Replies are listed 'Best First'.
Re: Database poller
by Zaxo (Archbishop) on Jun 15, 2003 at 01:00 UTC

    If your rdbms supports it, stored procedures would speed things up. A trigger on insertion would let you avoid polling.

    Do you remove messages as they are read? If not, a timestamp or 'seen' flag would let you reduce the size of responses.

    After Compline,
    Zaxo

      Hi Zaxo,

      I'm using MySQL so stored procedures and triggers are not yet supported unfortunately.

      I am deleting records when they are processed, so the database table is nearly always empty.

      Maybe another intermediate database table could help? I was thinking of a table where the main process (which accepts the clients) stores the currently active client processes including their process id. So if the database process finds a message, it checks the process table to see if the client to which the message should be delivered is currently logged in. All it has to do after that is signal the process that there are messages waiting.

      Maybe this is a good approach?

      Regards,
      Marcel
Re: Database poller
by mobiGeek (Beadle) on Jun 15, 2003 at 15:07 UTC
    The question is: where is the bottleneck?

    There is no point trying to "throw" optimizations at the problem if you don't know where the problem is. Changing your forking model or your schema or your queries won't help if that isn't where the problem lies.

    So, my suggestion is to profile your code; find out where in your process large amounts of time are being taken. Then fix those areas or post back with the specifics looking for particular optimizations.

    It may seem like a lot of work (possibly not-fun work) trying to determine the bottlenecks. But it sure beats reworking a whack of code only to find that the particular problem is not solved.

Re: Database poller
by EvdB (Deacon) on Jun 15, 2003 at 15:06 UTC
    Not an answer to your question but:

    You could look into getting rid of the database and instead setting up something similar to a mail folder, say Maildir. As this was designed for use with email which has many of the same traits of your problem it should work just fine. As many of the files will be cached in RAM doing this there should be no real performance penalty either due to disk access.

    Maildir does not work on Win32 due to the filenames used, but something similar should be possible.

    You could have a seperate folder for each client gaining you the security mentioned above. Backups would also become very simple. Of course if the daemons are on a different machine to the files then...

    --tidiness is the memory loss of environmental mnemonics

Re: Database poller
by aquarium (Curate) on Jun 15, 2003 at 11:22 UTC
    if indeed your bottleneck is the table holding the messages (i.e. get/delete queue gets long) then you could split up the table so that each client has it's own table. this also avoids having to store client id and check for it in every message. This will definitely relieve contention issues + improves security of data. also, check on your message lengths that they don't exceed max mysql packet length and modify accordingly, and even zip the data en-route if cpu load is low.
      It is in general a bad idea to create one (identical) table for each client (or one table for each day, etc.)

      Yes, this probalby provides a short-term performance gain, but it will lead to serious scalability and administrative headaches, and is really not the way a relational database should be used.

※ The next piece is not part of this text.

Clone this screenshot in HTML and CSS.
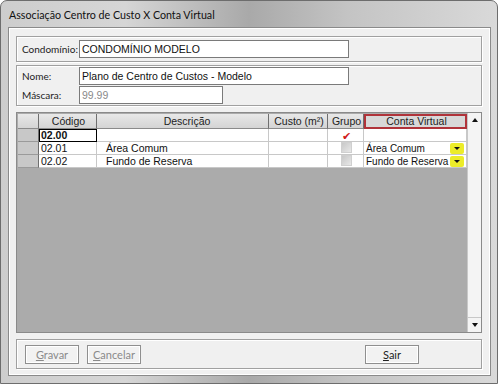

      If the database server is the problem then you should see what can be done to tune the server to perform better (indexes, TCP options, etc). And is it really necessary to query the database for each client 5 times per second?

      Michael

        Hi mpeppler,

        Messages should be delivered to clients asap, so at least 2 times per second. The problem is not the database at the moment, but I want a scalable solution. If every client process checks the database this way, it will eventually become a performance issue. Therefore, one process checking the database allows for many clients to connect at once.

        Regards, Marcel
        i'm sorry but you are wrong...it produces a long-term performance gain. if you have a 100 clients, yes you will need to custom build some admin interface -- you will also want one if you're using a single table, and have a jumble of messages in it. Also, with one possibly large and much sought after table, if any client mis-behaves and slows things down, all clients will suffer. you also need to be very careful when administering messages for one client as not to affect others and corrupt their data too. Scalability? if your prog is modular enough you can farm out client tables to separate databases on separate boxes. One other thing that can be done to improve performance is to have a "already read" field that you check for when retrieving messages, and only every now and then delete all those "already read" messages in one update query, so the rdbms is not shuffling data every time you take off a message from the table. The data contention issue is the most likely bottleneck you will encounter with your current design. as the number of clients grows, performance will drop very quickly for each new client addition. sometimes you do need to de-normalize your data to suit real world applications. in fact, relational theory calls for de-normalization after first normalizing your data, if that is necessary. in this case, it is.